Nyesom Wike did not plan to make headlines about football on Wednesday. He was commissioning the Gwagwalada-Kuje Road project in Abuja. But when he spotted former Super Eagles captain Joseph Yobo among the dignitaries, the FCT Minister set aside his prepared remarks long enough to deliver a public message to Nigerian football.

He refused to clap when Yobo was acknowledged by the crowd. He said so directly, and then explained why.

Wike told the gathering that watching the 2026 World Cup from the sidelines, as a Nigerian, was genuinely difficult to accept. He said he had sat for hours watching countries he had never heard of compete on the biggest stage in football, while Nigeria, a nation with no fewer than thirteen top-level players scattered across the world’s best clubs, was absent from the tournament entirely. He asked Yobo to carry the message back which was, Nigerians are not happy.

The frustration is legitimate and the arithmetic behind it is painful. Nigeria’s absence from the 2026 World Cup is not a first offence. It is the second consecutive tournament the Super Eagles have missed. The qualification campaign that ended their hopes was particularly brutal in its final act. Having beaten Benin Republic 4-0 in their last group game, Nigeria still finished second in their group and were forced into the African playoff round. They beat Gabon in the first match, then lost on penalties to DR Congo. The Central Africans went on to represent the continent in the intercontinental playoffs and earned a World Cup place. Nigeria went home.

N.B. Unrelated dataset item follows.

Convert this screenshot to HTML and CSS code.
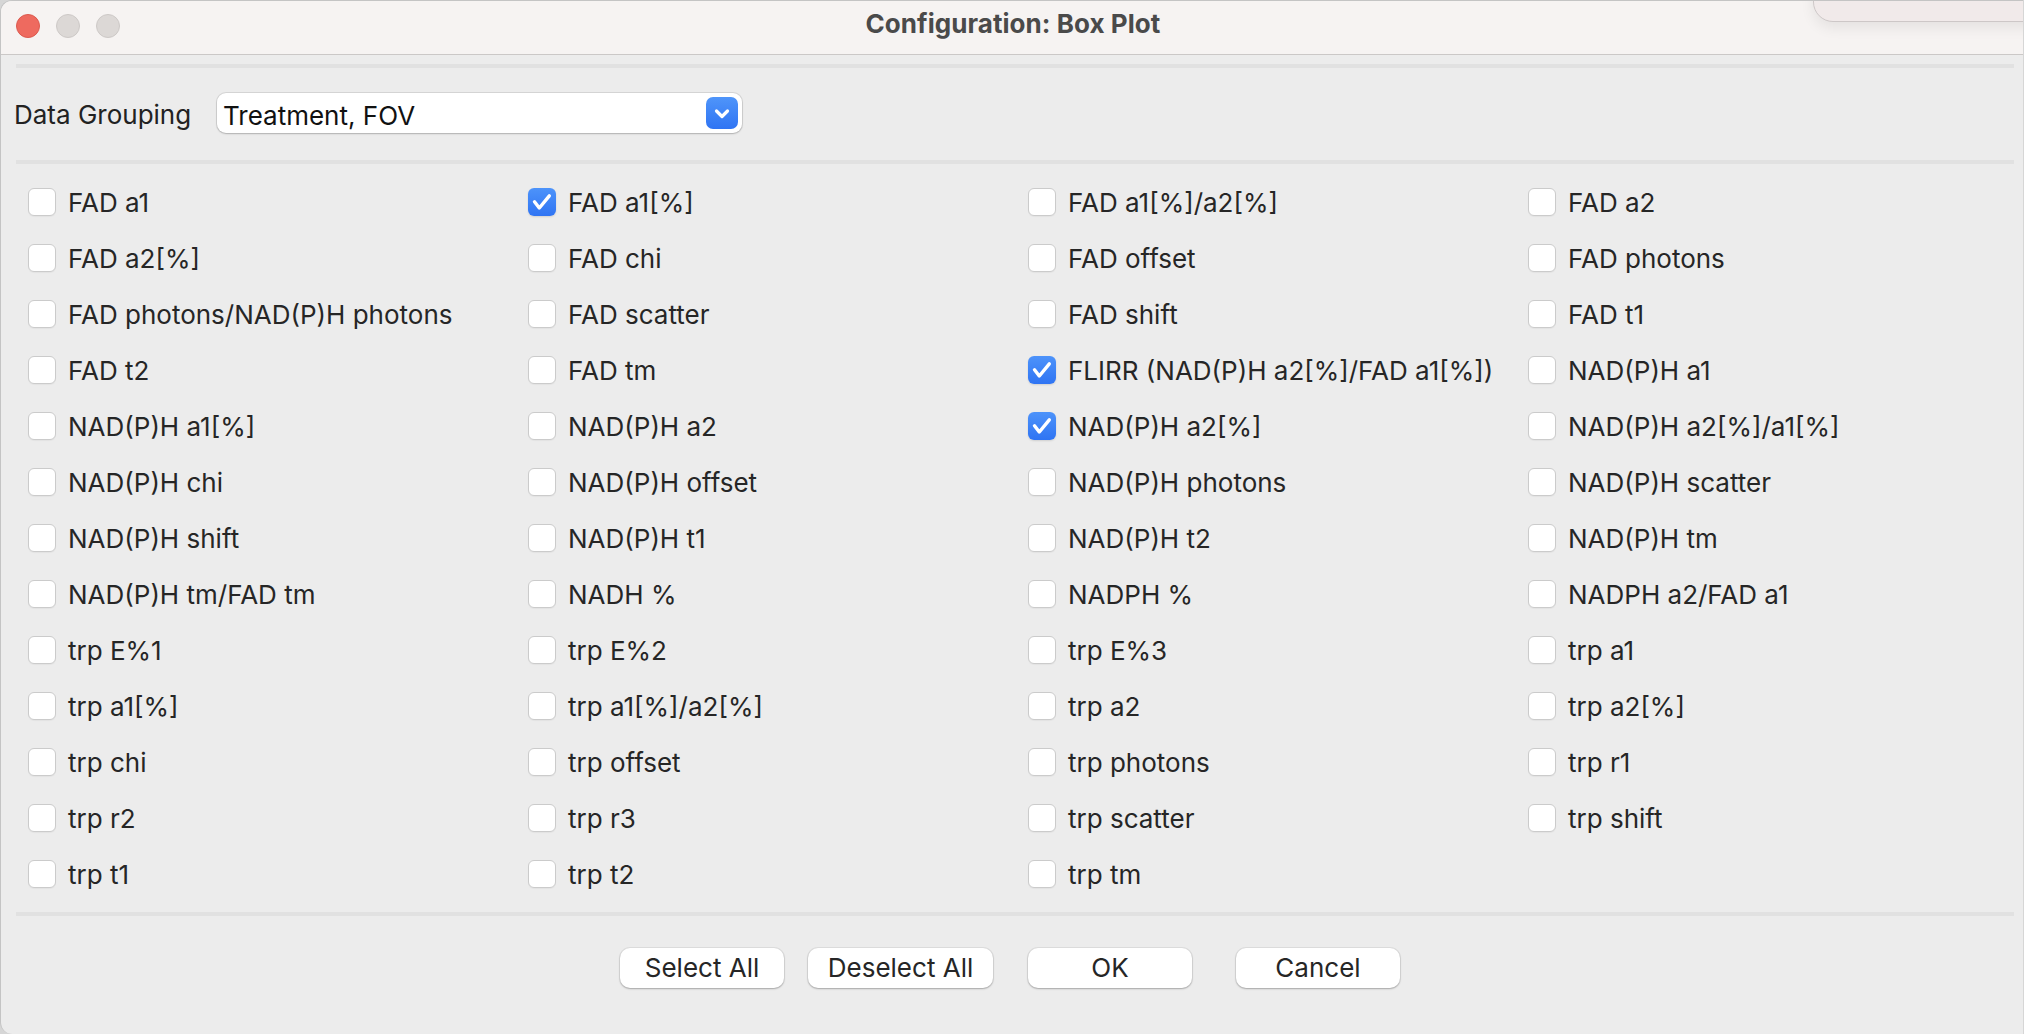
FILE: index.html
```html
<!DOCTYPE html>
<html lang="en">
<head>
<meta charset="utf-8">
<title>Configuration: Box Plot</title>
<link rel="stylesheet" href="styles.css">
</head>
<body>
<div class="window">
  <div class="other-window"></div>
  <header class="titlebar">
    <div class="lights">
      <span class="light red"></span>
      <span class="light gray"></span>
      <span class="light gray"></span>
    </div>
    <div class="title">Configuration: Box Plot</div>
    <div></div>
  </header>

  <div class="sep sep-top"></div>

  <div class="grouping">
    <label class="grouping-label">Data Grouping</label>
    <div class="select">
      <span class="select-text">Treatment, FOV</span>
      <span class="select-btn">
        <svg width="32" height="32" viewBox="0 0 32 32"><path d="M10.5 14 L16 19.5 L21.5 14" fill="none" stroke="#fff" stroke-width="3.2" stroke-linecap="round" stroke-linejoin="round"/></svg>
      </span>
    </div>
  </div>

  <div class="sep sep-mid"></div>

  <div class="grid">
    <div class="item"><span class="cb"></span><span class="lbl">FAD a1</span></div>
    <div class="item"><span class="cb on"><svg width="28" height="28" viewBox="0 0 28 28"><path d="M6.5 13.8 L11.3 20 L21.3 7.8" fill="none" stroke="#fff" stroke-width="3.4" stroke-linecap="round" stroke-linejoin="round"/></svg></span><span class="lbl">FAD a1[%]</span></div>
    <div class="item"><span class="cb"></span><span class="lbl">FAD a1[%]/a2[%]</span></div>
    <div class="item"><span class="cb"></span><span class="lbl">FAD a2</span></div>

    <div class="item"><span class="cb"></span><span class="lbl">FAD a2[%]</span></div>
    <div class="item"><span class="cb"></span><span class="lbl">FAD chi</span></div>
    <div class="item"><span class="cb"></span><span class="lbl">FAD offset</span></div>
    <div class="item"><span class="cb"></span><span class="lbl">FAD photons</span></div>

    <div class="item"><span class="cb"></span><span class="lbl">FAD photons/NAD(P)H photons</span></div>
    <div class="item"><span class="cb"></span><span class="lbl">FAD scatter</span></div>
    <div class="item"><span class="cb"></span><span class="lbl">FAD shift</span></div>
    <div class="item"><span class="cb"></span><span class="lbl">FAD t1</span></div>

    <div class="item"><span class="cb"></span><span class="lbl">FAD t2</span></div>
    <div class="item"><span class="cb"></span><span class="lbl">FAD tm</span></div>
    <div class="item"><span class="cb on"><svg width="28" height="28" viewBox="0 0 28 28"><path d="M6.5 13.8 L11.3 20 L21.3 7.8" fill="none" stroke="#fff" stroke-width="3.4" stroke-linecap="round" stroke-linejoin="round"/></svg></span><span class="lbl">FLIRR (NAD(P)H a2[%]/FAD a1[%])</span></div>
    <div class="item"><span class="cb"></span><span class="lbl">NAD(P)H a1</span></div>

    <div class="item"><span class="cb"></span><span class="lbl">NAD(P)H a1[%]</span></div>
    <div class="item"><span class="cb"></span><span class="lbl">NAD(P)H a2</span></div>
    <div class="item"><span class="cb on"><svg width="28" height="28" viewBox="0 0 28 28"><path d="M6.5 13.8 L11.3 20 L21.3 7.8" fill="none" stroke="#fff" stroke-width="3.4" stroke-linecap="round" stroke-linejoin="round"/></svg></span><span class="lbl">NAD(P)H a2[%]</span></div>
    <div class="item"><span class="cb"></span><span class="lbl">NAD(P)H a2[%]/a1[%]</span></div>

    <div class="item"><span class="cb"></span><span class="lbl">NAD(P)H chi</span></div>
    <div class="item"><span class="cb"></span><span class="lbl">NAD(P)H offset</span></div>
    <div class="item"><span class="cb"></span><span class="lbl">NAD(P)H photons</span></div>
    <div class="item"><span class="cb"></span><span class="lbl">NAD(P)H scatter</span></div>

    <div class="item"><span class="cb"></span><span class="lbl">NAD(P)H shift</span></div>
    <div class="item"><span class="cb"></span><span class="lbl">NAD(P)H t1</span></div>
    <div class="item"><span class="cb"></span><span class="lbl">NAD(P)H t2</span></div>
    <div class="item"><span class="cb"></span><span class="lbl">NAD(P)H tm</span></div>

    <div class="item"><span class="cb"></span><span class="lbl">NAD(P)H tm/FAD tm</span></div>
    <div class="item"><span class="cb"></span><span class="lbl">NADH %</span></div>
    <div class="item"><span class="cb"></span><span class="lbl">NADPH %</span></div>
    <div class="item"><span class="cb"></span><span class="lbl">NADPH a2/FAD a1</span></div>

    <div class="item"><span class="cb"></span><span class="lbl">trp E%1</span></div>
    <div class="item"><span class="cb"></span><span class="lbl">trp E%2</span></div>
    <div class="item"><span class="cb"></span><span class="lbl">trp E%3</span></div>
    <div class="item"><span class="cb"></span><span class="lbl">trp a1</span></div>

    <div class="item"><span class="cb"></span><span class="lbl">trp a1[%]</span></div>
    <div class="item"><span class="cb"></span><span class="lbl">trp a1[%]/a2[%]</span></div>
    <div class="item"><span class="cb"></span><span class="lbl">trp a2</span></div>
    <div class="item"><span class="cb"></span><span class="lbl">trp a2[%]</span></div>

    <div class="item"><span class="cb"></span><span class="lbl">trp chi</span></div>
    <div class="item"><span class="cb"></span><span class="lbl">trp offset</span></div>
    <div class="item"><span class="cb"></span><span class="lbl">trp photons</span></div>
    <div class="item"><span class="cb"></span><span class="lbl">trp r1</span></div>

    <div class="item"><span class="cb"></span><span class="lbl">trp r2</span></div>
    <div class="item"><span class="cb"></span><span class="lbl">trp r3</span></div>
    <div class="item"><span class="cb"></span><span class="lbl">trp scatter</span></div>
    <div class="item"><span class="cb"></span><span class="lbl">trp shift</span></div>

    <div class="item"><span class="cb"></span><span class="lbl">trp t1</span></div>
    <div class="item"><span class="cb"></span><span class="lbl">trp t2</span></div>
    <div class="item"><span class="cb"></span><span class="lbl">trp tm</span></div>
  </div>

  <div class="sep sep-bottom"></div>

  <div class="buttons">
    <button class="btn btn-select">Select All</button>
    <button class="btn btn-deselect">Deselect All</button>
    <button class="btn btn-ok">OK</button>
    <button class="btn btn-cancel">Cancel</button>
  </div>
</div>
</body>
</html>
```

FILE: styles.css
```css
html, body {
  margin: 0;
  padding: 0;
}

body {
  background: #d6d6d6;
  font-family: Inter, "Noto Sans", "Liberation Sans", sans-serif;
  color: #262626;
}

.window {
  position: relative;
  width: 2023px;
  height: 1034px;
  box-sizing: border-box;
  background: #ececec;
  border-left: 1px solid #c4c4c4;
  border-top: 1px solid #c4c4c4;
  border-radius: 12px 0 0 12px;
  overflow: hidden;
  margin-left: 0;
}

.other-window {
  position: absolute;
  left: 1812px;
  top: -40px;
  width: 260px;
  height: 59px;
  background: #f1eaea;
  border: 1px solid #cdc7c7;
  border-radius: 20px;
  box-shadow: 0 6px 14px rgba(0, 0, 0, 0.07);
  z-index: 2;
}

.titlebar {
  display: grid;
  grid-template-columns: 1fr auto 1fr;
  align-items: start;
  height: 53px;
  background: #f6f3f2;
  border-bottom: 1px solid #cbc8c7;
}

.lights {
  display: flex;
  gap: 16px;
  padding: 13px 0 0 15px;
}

.light {
  width: 22px;
  height: 22px;
  border-radius: 50%;
  display: block;
}

.light.red {
  background: #ee6a5f;
  border: 1px solid #dc5a4f;
}

.light.gray {
  background: #dcd8d6;
  border: 1px solid #cdc9c7;
}

.title {
  padding-top: 7px;
  padding-left: 2px;
  font-size: 26px;
  line-height: 32px;
  font-weight: 700;
  color: #4a4a4a;
  letter-spacing: 0.05px;
}

.sep {
  height: 4px;
  background: #e1e1e1;
  margin-left: 15px;
  margin-right: 9px;
}

.sep-top {
  margin-top: 9px;
}

.grouping {
  display: flex;
  align-items: center;
  padding-left: 13px;
  margin-top: 25px;
  height: 40px;
}

.grouping-label {
  flex: 0 0 203px;
  font-size: 26px;
  line-height: 30px;
  padding-top: 4px;
  color: #222;
}

.select {
  width: 525px;
  height: 40px;
  box-sizing: border-box;
  background: #fff;
  border-radius: 9px;
  box-shadow: 0 0 0 1px rgba(0, 0, 0, 0.09), 0 1px 2px rgba(0, 0, 0, 0.18);
  display: flex;
  align-items: center;
  justify-content: space-between;
  padding: 0 4px 0 6px;
}

.select-text {
  font-size: 26px;
  line-height: 30px;
  padding-top: 5px;
  color: #111;
}

.select-btn {
  width: 32px;
  height: 32px;
  border-radius: 7px;
  background: linear-gradient(#4f95fa, #2f74f3);
  display: block;
}

.select-btn svg {
  display: block;
}

.sep-mid {
  margin-top: 27px;
}

.grid {
  display: grid;
  grid-template-columns: repeat(4, 500px);
  grid-auto-rows: 56px;
  padding-left: 27px;
  margin-top: 10px;
}

.item {
  display: flex;
  align-items: center;
  gap: 12px;
}

.cb {
  width: 28px;
  height: 28px;
  box-sizing: border-box;
  flex: 0 0 28px;
  background: #fff;
  border: 1px solid #cbcbcb;
  border-radius: 6px;
  box-shadow: 0 1px 1px rgba(0, 0, 0, 0.04);
  display: block;
}

.cb.on {
  background: linear-gradient(#4d93fa, #2f74f3);
  border: none;
  box-shadow: 0 1px 2px rgba(0, 0, 0, 0.12);
}

.cb svg {
  display: block;
}

.lbl {
  font-size: 26px;
  line-height: 30px;
  padding-top: 2px;
  color: #262626;
  white-space: nowrap;
}

.sep-bottom {
  margin-top: 10px;
}

.buttons {
  display: flex;
  padding-left: 619px;
  margin-top: 32px;
}

.btn {
  height: 40px;
  width: 164px;
  border: none;
  border-radius: 10px;
  background: #fff;
  box-shadow: 0 0 0 1px rgba(0, 0, 0, 0.06), 0 1px 2px rgba(0, 0, 0, 0.25);
  font-family: Inter, "Noto Sans", "Liberation Sans", sans-serif;
  font-size: 26px;
  line-height: 30px;
  color: #262626;
  padding: 0;
}

.btn-deselect {
  width: 185px;
  margin-left: 24px;
}

.btn-ok {
  margin-left: 35px;
}

.btn-cancel {
  margin-left: 44px;
}
```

The gap between Nigeria’s individual talent and its collective qualification record is one of African football’s more persistent contradictions. Players of Nigerian heritage are present throughout the 2026 tournament, featuring for other nations across multiple groups. The Super Eagles, the team that should have been the natural home for that talent pool, are watching from outside.

Wike’s remarks at a road commissioning will not change any of that. A minister finding the Super Eagles’ absence worth addressing in the middle of an infrastructure event suggests the wound is a national embarrassment that has not yet finished stinging.

Yobo received the message in public. Whether it reaches the people it was intended for is another matter.